GASH: What we do see is more and more bleaching, more and more stress on the corals. The hot water, the water warming, the environment changing and bringing up the water. To me, that's a big risk.

WATSON (voice-over): The damaged coral here, part of the mass bleaching event caused by the marine heat wave along the Great Barrier Reef, a phenomenon that could threaten the entire ecosystem.

(END VIDEOTAPE)

WIRE: If you're a dinosaur fan, you might want to go ahead and come with me to the Field Museum in Chicago. It has a fossil on display that some scientists call the most important fossil of all time because it establishes a link between birds and dinosaurs.

(BEGIN VIDEO CLIP)

DR. JIMGMAI O'CONNOR, FIELD MUSEUM OF CHICAGO: Archaeopteryx is the one fossil that tells us that the birds outside our window are living dinosaurs. And I think that is so cool. And it's also the oldest fossil bird that's ever been found, the only Jurassic bird.

(END VIDEO CLIP)

WIRE: Research suggests that birds were the only group of dinosaurs to survive the mass extinction roughly 66 million years ago. Only 12 archaeopteryx specimens have been found and most are on display in Europe.

In honor of Mother's Day yesterday, our 10 out of 10 is a shout out to some new moms and babies. The Nashville Zoo is welcoming the birth of four Red River hog piglets. It's the first litter of that species ever born there. Red River hogs aren't endangered, but the population is decreasing in the wild. They are native to the rainforests of Africa.

The Nashville Zoo is also celebrating the birth of a male red ruffed lemur named Helios. The species is native to Madagascar and is considered critically endangered due to habitat loss.

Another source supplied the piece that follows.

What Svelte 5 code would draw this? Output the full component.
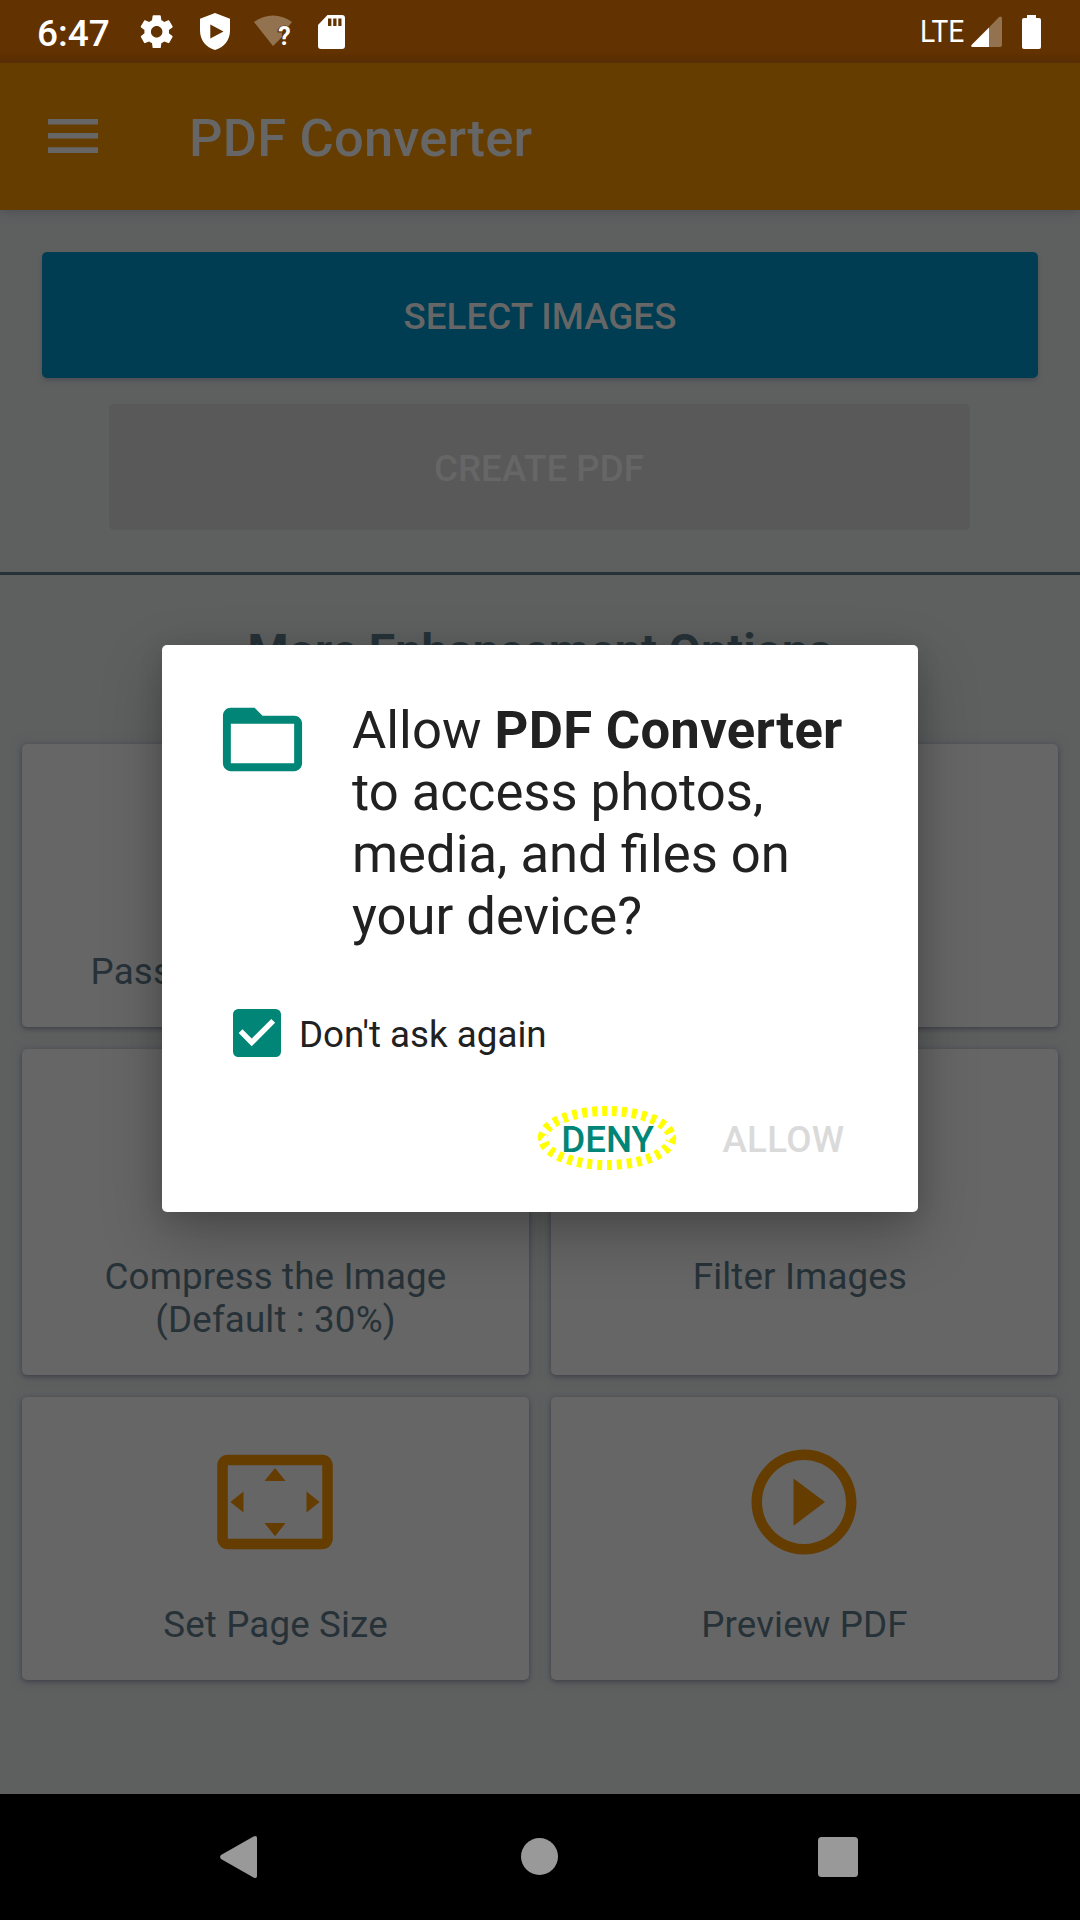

All right, you animals. Shout out time. Mrs. Kelly's class and all the marvelous maroons at Perry High School in Perry, Oklahoma. Thank you for being you.

And this shout out goes to Mrs. Kilcup's class at Liberty Middle School in Spanaway, Washington. The lightning. Lighten up our day. Rise up. Make it a great Monday. I'll see you right back here tomorrow. I'm Coy. And we are CNN 10.